60. That therefore leaves the constructive trust and proprietary restitutionary claims, which I can take together. The essence of both claims is that when HSBC transferred the £25,000 (and the other smaller sums) from the Joint Premier and Property accounts to the Loan account, the Bank received money belonging to Mr and Mrs James and held, or still holds, such money (or its traceable proceeds) for Mr and Mrs James either as constructive trustee, or on the basis that they remain the owners of it.

61. I think there are real doubts whether any such claim is well founded, leaving aside any question of limitation. I have no problem with the proposition that if A acquires B’s property by fraud, A may hold the property on a constructive trust for B; or with the proposition that if A is in possession of B’s property, B can recover it. But I think there is real difficulty in fitting either proposition to the (alleged) facts of the present case. It is trite law that the relationship between a bank and its customer is, absent some special feature, that of debtor and creditor: see for example Chitty on Contracts (36 th edn, 2026), Vol II, §37-342. If a customer’s bank account is in credit, that simply means that the bank owes the customer money (and vice-versa if the account is overdrawn). So although we talk of having money in the bank, that does not mean that a customer with a credit balance can lay claim to any particular money or other asset held by the bank; what it means is that the customer has a chose in action consisting of the right to claim payment of the credit balance from the bank. All of this is well established and uncontroversial.

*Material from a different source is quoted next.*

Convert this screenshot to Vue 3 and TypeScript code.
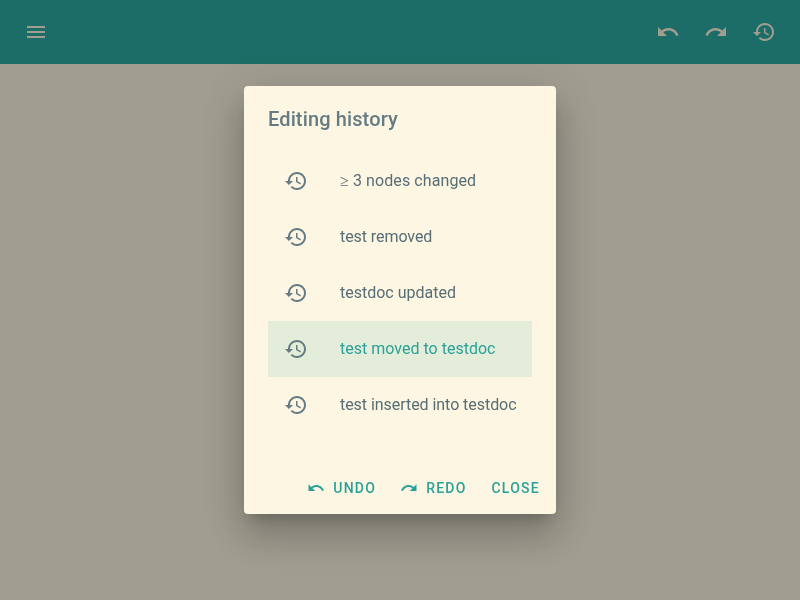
<script setup lang="ts">
import { ref } from 'vue'

interface Entry {
  mark?: string
  text: string
  tracking: number
}

const icons = {
  menu: 'M3 18h18v-2H3v2zm0-5h18v-2H3v2zm0-7v2h18V6H3z',
  undo: 'M12.5 8c-2.65 0-5.05.99-6.9 2.6L2 7v9h9l-3.62-3.62c1.39-1.16 3.16-1.88 5.12-1.88 3.54 0 6.55 2.31 7.6 5.5l2.37-.78C21.08 11.03 17.15 8 12.5 8z',
  redo: 'M18.4 10.6C16.55 8.99 14.15 8 11.5 8c-4.65 0-8.58 3.03-9.96 7.22L3.9 16c1.05-3.19 4.05-5.5 7.6-5.5 1.95 0 3.73.72 5.12 1.88L13 16h9V7l-3.6 3.6z',
  history: 'M13 3c-4.97 0-9 4.03-9 9H1l3.89 3.89.07.14L9 12H6c0-3.87 3.13-7 7-7s7 3.13 7 7-3.13 7-7 7c-1.93 0-3.68-.79-4.94-2.06l-1.42 1.42C8.27 19.99 10.51 21 13 21c4.97 0 9-4.03 9-9s-4.03-9-9-9zm-1 5v5l4.28 2.54.72-1.21-3.5-2.08V8H12z',
}

const entries: Entry[] = [
  { mark: '≥', text: ' 3 nodes changed', tracking: 0.09 },
  { text: 'test removed', tracking: -0.07 },
  { text: 'testdoc updated', tracking: 0 },
  { text: 'test moved to testdoc', tracking: 0.01 },
  { text: 'test inserted into testdoc', tracking: -0.05 },
]
const current = ref<number>(3)
</script>

<template>
  <div class="screen">
    <header class="bar">
      <svg class="icon" viewBox="0 0 24 24"><path :d="icons.menu" /></svg>
      <div class="tools">
        <svg class="icon" viewBox="0 0 24 24"><path :d="icons.undo" /></svg>
        <svg class="icon" viewBox="0 0 24 24"><path :d="icons.redo" /></svg>
        <svg class="icon" viewBox="0 0 24 24"><path :d="icons.history" /></svg>
      </div>
    </header>
    <div class="overlay">
      <section class="dialog" role="dialog">
        <h2>Editing history</h2>
        <ul>
          <li v-for="(entry, i) in entries" :key="entry.text" :class="{ selected: i === current }" @click="current = i">
            <svg class="icon" viewBox="0 0 24 24"><path :d="icons.history" /></svg>
            <span class="label" :style="{ letterSpacing: entry.tracking + 'px' }"><span v-if="entry.mark" class="mark">{{ entry.mark }}</span>{{ entry.text }}</span>
          </li>
        </ul>
        <footer>
          <button><svg viewBox="0 0 24 24"><path :d="icons.undo" /></svg>Undo</button>
          <button><svg viewBox="0 0 24 24"><path :d="icons.redo" /></svg>Redo</button>
          <button>Close</button>
        </footer>
      </section>
    </div>
  </div>
</template>

<style>
body { margin: 0; }
</style>

<style scoped>
.screen {
  height: 100vh;
  background: #eee8d5;
  font-family: Roboto, "Liberation Sans", sans-serif;
  overflow: hidden;
}
.bar {
  box-sizing: border-box;
  height: 64px;
  padding: 0 24px;
  display: flex;
  align-items: center;
  justify-content: space-between;
  background: #2aa198;
  color: #eee8d5;
}
.tools { display: flex; gap: 24px; }
svg { fill: currentColor; display: block; flex: none; }
.icon { width: 24px; height: 24px; }
.overlay {
  position: fixed;
  inset: 0;
  display: flex;
  align-items: center;
  justify-content: center;
  background: rgba(0, 0, 0, 0.32);
}
.dialog {
  width: 312px;
  height: 428px;
  border-radius: 4px;
  background: #fdf6e3;
  color: #657b83;
  box-shadow: 0 11px 15px -7px rgba(0, 0, 0, 0.2), 0 24px 38px 3px rgba(0, 0, 0, 0.14), 0 9px 46px 8px rgba(0, 0, 0, 0.12);
}
h2 {
  margin: 0;
  padding: 17px 24px 15px;
  font-size: 20px;
  line-height: 32px;
  font-weight: 500;
  letter-spacing: 0.13px;
}
ul { list-style: none; margin: 0; padding: 3px 24px 29px; }
li {
  height: 56px;
  display: flex;
  align-items: center;
  gap: 32px;
  padding: 0 16px;
  font-size: 16px;
  white-space: nowrap;
}
.label { color: #586e75; line-height: 20px; }
.mark { font-family: "Liberation Serif", serif; line-height: 1; }
li.selected { background: #e4edd9; }
li.selected .label { color: #2aa198; }
footer { display: flex; justify-content: flex-end; gap: 8px; padding: 8px; }
button {
  height: 36px;
  padding: 0 8px;
  border: 0;
  background: none;
  display: flex;
  align-items: center;
  color: #2aa198;
  font: 500 14px Roboto, "Liberation Sans", sans-serif;
  letter-spacing: 1.25px;
  text-transform: uppercase;
}
button svg { width: 18px; height: 18px; margin-right: 8px; }
button:nth-child(2) { padding-right: 8.8px; }
</style>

62. As Newey LJ pointed out in argument, this means that when HSBC transferred the £25,000 from the Joint Property account to the Loan account, HSBC did not acquire any particular asset from Mr and Mrs James. The effect of the transfer was that HSBC reduced (or claimed to have reduced) the credit balance on the Joint Property account, and hence the amount it owed them (and the value of their chose in action). But it did not mean that there was any specific asset transferred to HSBC, or identifiable in its hands. I think it very doubtful in those circumstances whether there was anything for a constructive trust or restitutionary claim to attach to.

63. But it was conceded before the Judge on the second hearing that it was arguable that a constructive trust could arise on the facts alleged, and no attempt was made to resile from this on this appeal. So we heard no argument on the point, and I will proceed on the assumption that the constructive trust and restitutionary claims would, subject to the question of limitation, have a real prospect of success, despite my doubts about it.

64. Hence it is that the only issue argued before us was whether the Judge was right to conclude that Mr and Mrs James knew enough in 2013 to plead fraud, broken down into the five issues identified above (see paragraph 54). Issue (1) – did the Judge make a mistake in his first Judgment?

65. To explain this issue, it is necessary to consider the 31 July letter from HSBC in more detail. The letter was sent by Ms Julie Glithero, a Customer Services Manager, to Mrs James in answer to the complaint that she and her husband had made (see paragraph 12 above). It consists of 5 pages. These are not numbered but counsel are agreed both what the correct order is and that the copy of the letter before the Judge on the first hearing unfortunately had the pages out of order.

66. If the pages are put into the correct order, the letter can be seen to deal in turn with 3 separate accounts. The first is the Loan account (ending 0807), the second the Joint Premier account (ending 4885), and the third a sole account in the name of Mrs James (ending 4893). On page 1 Ms Glithero refers to the three accounts and says she will deal with them on a case by case basis. On page 2 she deals with the Loan account (0807), and this continues down to the third paragraph on page 3. The rest of page 3 concerns the Joint Premier account (4885), and this continues down to the second paragraph on page 4. The rest of page 4 concerns Mrs James’ sole account (4893). Page 5 then contains some concluding remarks.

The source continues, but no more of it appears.